Evaluation of Johnson-Cook constitutive material model parameters for additively manufactured AlSi10Mg alloy test specimens

Abstract

Additive manufacturing techniques are widely employed in the automobile sector for making lightweight components that are used as energy absorbers during the crash. An exact calculation of the flow behavior of metals considering the collective influence of strain, strain rate, and temperature is vital for understanding the crashworthiness of the additively manufactured(AM) components. It is important to estimate the strain dependency of the additive AlSi10Mg alloy material as an initial step to quantify the flow behavior of metals.
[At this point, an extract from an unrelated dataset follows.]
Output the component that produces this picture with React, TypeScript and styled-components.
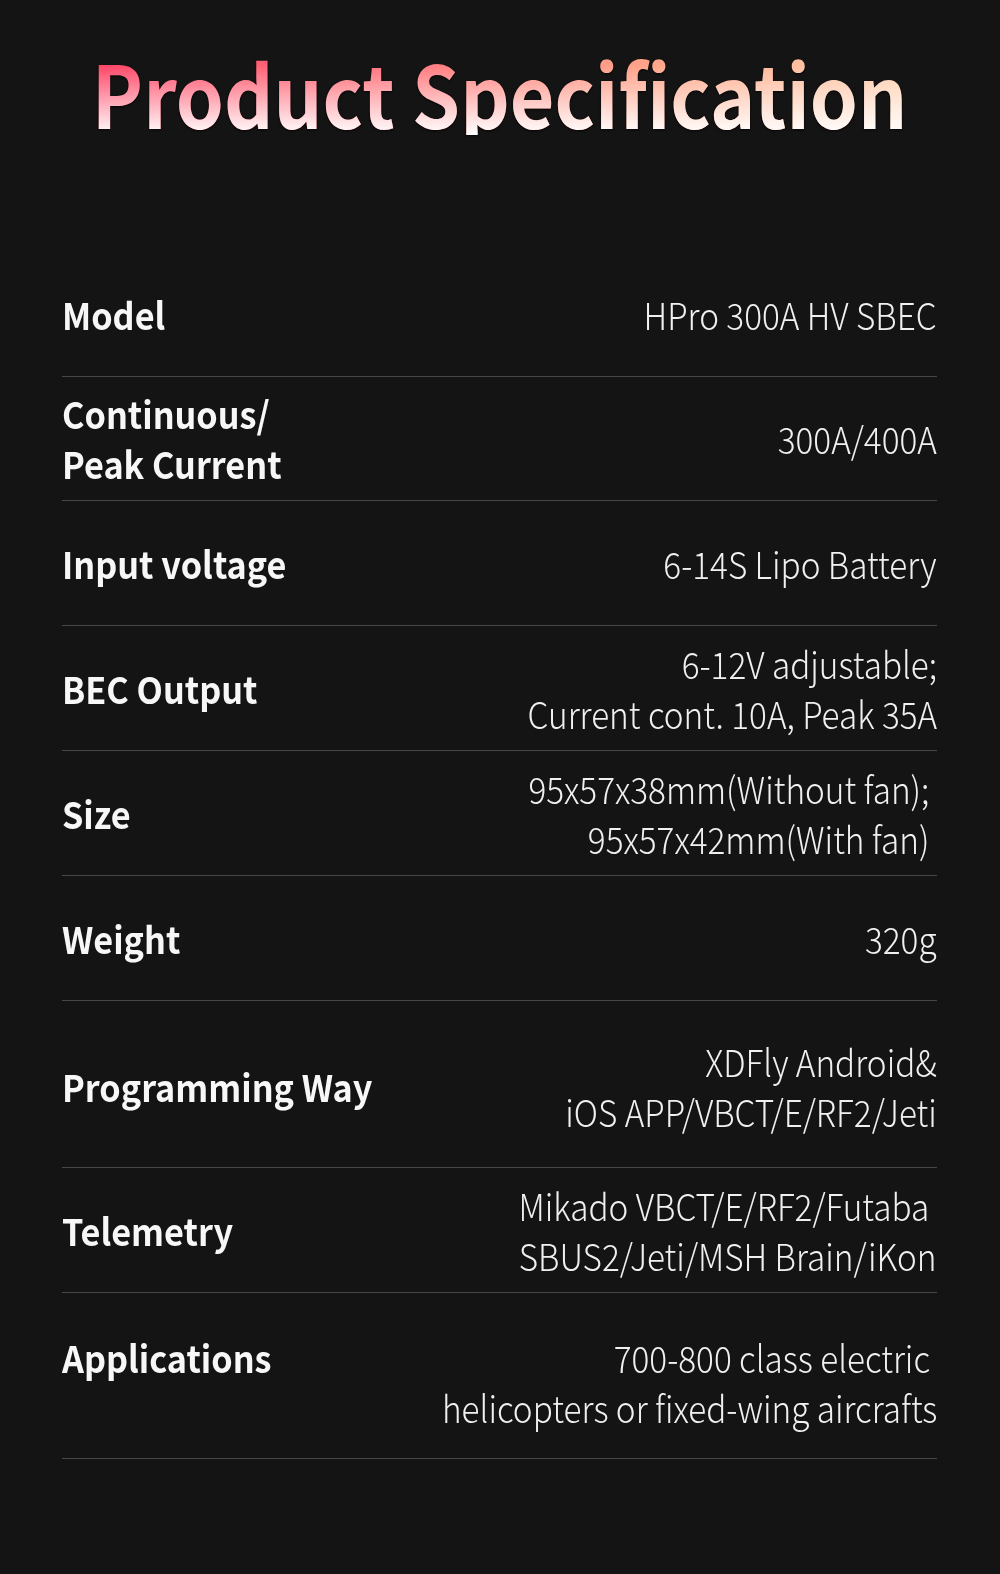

In this connection, dog bone-shaped specimens were prepared based on the ASTM E8M-04 standard from the AlSi10Mg printed specimen at 0°, 45°, and 90° concerning the printing direction. Both as-built and heat-treated specimens were investigated, and the stress–strain curves were plotted. The constants A, B, and n in the Johnson-Cook (J-C)material model are derived from the stress–strain curves in terms of strain dependency. The yield stress for the as-built material is about 350 MPa which was increased by heat-treatment to about 550 MPa. Based on the experimental results, the Johnson-Cook model constants A, B, n, and C were established for the AlSi10Mg alloy. A constitutive model based on the J-C approach is employed to simulate the tensile test specimen which provides good agreement with the experimental observations.